In general, the consequence of biased initialization is the distortion of the MAB algorithm's innate ability to adaptively optimize its strategy. It undermines the principle of learning from a neutral, unbiased standpoint, potentially causing long-term detriments to the quality of the recommendation. Given the critical role that accurate and personalized recommendations play in user engagement and satisfaction, understanding and mitigating the effects of biased initialization is of paramount importance. This understanding will enable the development of more robust MAB strategies that can deliver reliable and fair recommendations, even when faced with imperfect starting conditions.

4. Experiment

4.1. Simulated Environment Setup

Building upon the insights into the potential ramifications of biased initialization on MAB algorithms, the experimental design aims to systematically evaluate the robustness of the aforementioned algorithms: Epsilon Greedy, ETC, UCB1, and Thompson Sampling. The experimental procedure is underpinned by a simulated recommender system environment, where the items' reward probabilities adhere to a binomial distribution, emulating the probabilistic nature of user preferences in real-world scenarios.

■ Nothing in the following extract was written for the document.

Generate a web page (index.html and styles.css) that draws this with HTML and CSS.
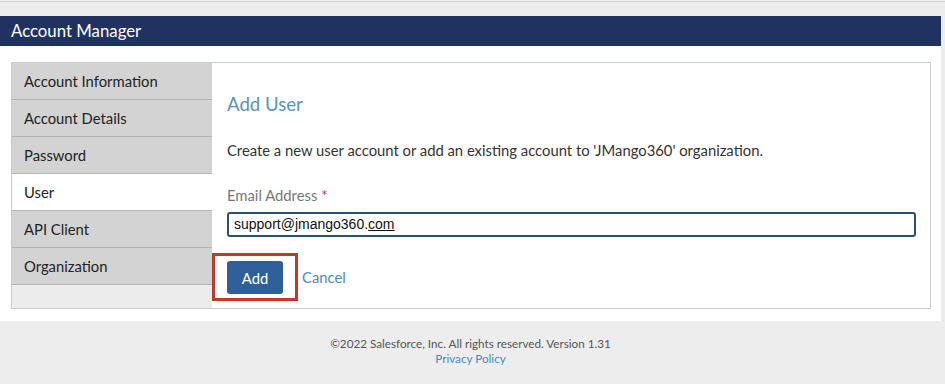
FILE: index.html
```html
<!DOCTYPE html>
<html lang="en">
<head>
    <meta charset="UTF-8">
    <title>Account Manager</title>
    <link rel="stylesheet" href="styles.css">
</head>
<body>
    <div class="top-line"></div>

    <div class="wrap">
        <div class="header">Account Manager</div>

        <div class="panel">
            <div class="box">
                <ul class="tabs">
                    <li>Account Information</li>
                    <li>Account Details</li>
                    <li>Password</li>
                    <li class="active">User</li>
                    <li>API Client</li>
                    <li>Organization</li>
                    <li class="filler"></li>
                </ul>

                <div class="content">
                    <h2>Add User</h2>
                    <p class="desc">Create a new user account or add an existing account to 'JMango360' organization.</p>

                    <label class="label">Email Address <span class="req">*</span></label>
                    <div class="field">support@jmango360.<span class="spell">com</span></div>

                    <div class="actions">
                        <span class="highlight">
                            <button class="btn">Add</button>
                        </span>
                        <a class="link" href="#">Cancel</a>
                    </div>
                </div>
            </div>
        </div>

        <div class="footer">
            <div>&copy;2022 Salesforce, Inc. All rights reserved. Version 1.31</div>
            <a class="link" href="#">Privacy Policy</a>
        </div>
    </div>
</body>
</html>
```

FILE: styles.css
```css
body {
    margin: 0;
    background-color: #ededed;
    font-family: Lato, "Open Sans", sans-serif;
    color: #222;
}

.top-line {
    height: 1px;
    border-bottom: 1px solid #cfcfcf;
    background-color: #f2f2f2;
}

.wrap {
    width: 941px;
    margin-top: 14px;
}

.header {
    height: 30px;
    line-height: 30px;
    background-color: #1f3260;
    color: #fff;
    font-size: 16.8px;
    padding-left: 11px;
}

.panel {
    background-color: #fff;
    padding: 16px 10px 12px 11px;
}

.box {
    display: flex;
    border: 1px solid #cccccc;
    height: 245px;
}

.tabs {
    list-style: none;
    margin: 0;
    padding: 0;
    width: 200px;
    display: flex;
    flex-direction: column;
}

.tabs li {
    height: 36px;
    line-height: 36px;
    padding-left: 12px;
    font-size: 14.8px;
    background-color: #d3d3d3;
    border-bottom: 1px solid #b3b3b3;
}

.tabs li.active {
    background-color: #fff;
}

.tabs li.filler {
    flex: 1;
    background-color: #ececec;
    border-bottom: none;
}

.content {
    flex: 1;
    padding-left: 15px;
    padding-right: 14px;
}

h2 {
    margin: 30px 0 0;
    font-size: 18.6px;
    line-height: 22px;
    font-weight: normal;
    color: #5a92bf;
}

.desc {
    margin: 25px 0 0;
    font-size: 14.8px;
    line-height: 20px;
    color: #333;
}

.label {
    display: block;
    margin-top: 25px;
    font-size: 14.8px;
    line-height: 20px;
    color: #777;
}

.req {
    color: #c23934;
}

.field {
    margin-top: 7px;
    height: 21px;
    line-height: 21px;
    border: 2px solid #2e4f74;
    border-radius: 3px;
    padding: 0 5px;
    font-family: "Liberation Sans", Arial, sans-serif;
    font-size: 14px;
    color: #111;
}

.spell {
    text-decoration: underline;
}

.actions {
    display: flex;
    align-items: center;
    margin-top: 16px;
}

.highlight {
    margin-left: -15px;
    border: 3px solid #c0392b;
    padding: 5px 12px 4px 12px;
    display: flex;
}

.btn {
    width: 56px;
    height: 33px;
    border: none;
    border-radius: 3px;
    background-color: #2f5f98;
    color: #fff;
    font-family: Lato, "Open Sans", sans-serif;
    font-size: 14.8px;
    cursor: pointer;
}

.link {
    color: #4a8bbd;
    text-decoration: none;
    font-size: 14.8px;
}

.actions .link {
    margin-left: 4px;
}

.footer {
    text-align: center;
    font-size: 11.7px;
    line-height: 15px;
    color: #555;
    padding-top: 15px;
}

.footer .link {
    font-size: 11.7px;
}
```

A simulation experiment is conducted to compare the performance of four different multi-armed bandit algorithms: Epsilon Greedy, Explore Then Commit, Upper Confidence Bound, and Thompson Sampling. These algorithms are used to make decisions in a scenario where there are two options (or "arms") to choose from, each with different probabilities of providing a reward. The goal is to minimize regret over a series of trials.

The two arms have "true" probabilities of yielding a reward, with arm 0 having a slightly higher chance (55%) compared to arm 1 (45%). To introduce a level of complexity, the algorithm is initially provided with "reversed" probabilities, intended to bias its early decisions.

The experiment consists of 10,000 trials and is repeated 10 times to gather average performance metrics. For the first 1,000 trials, the reversed probabilities are used to simulate the bandit pull, after which the true probabilities are applied. Regret is calculated at each trial as the difference between the optimal rewards that could have been obtained had the best arm been chosen every time, and the actual rewards obtained following the choices made by the algorithms.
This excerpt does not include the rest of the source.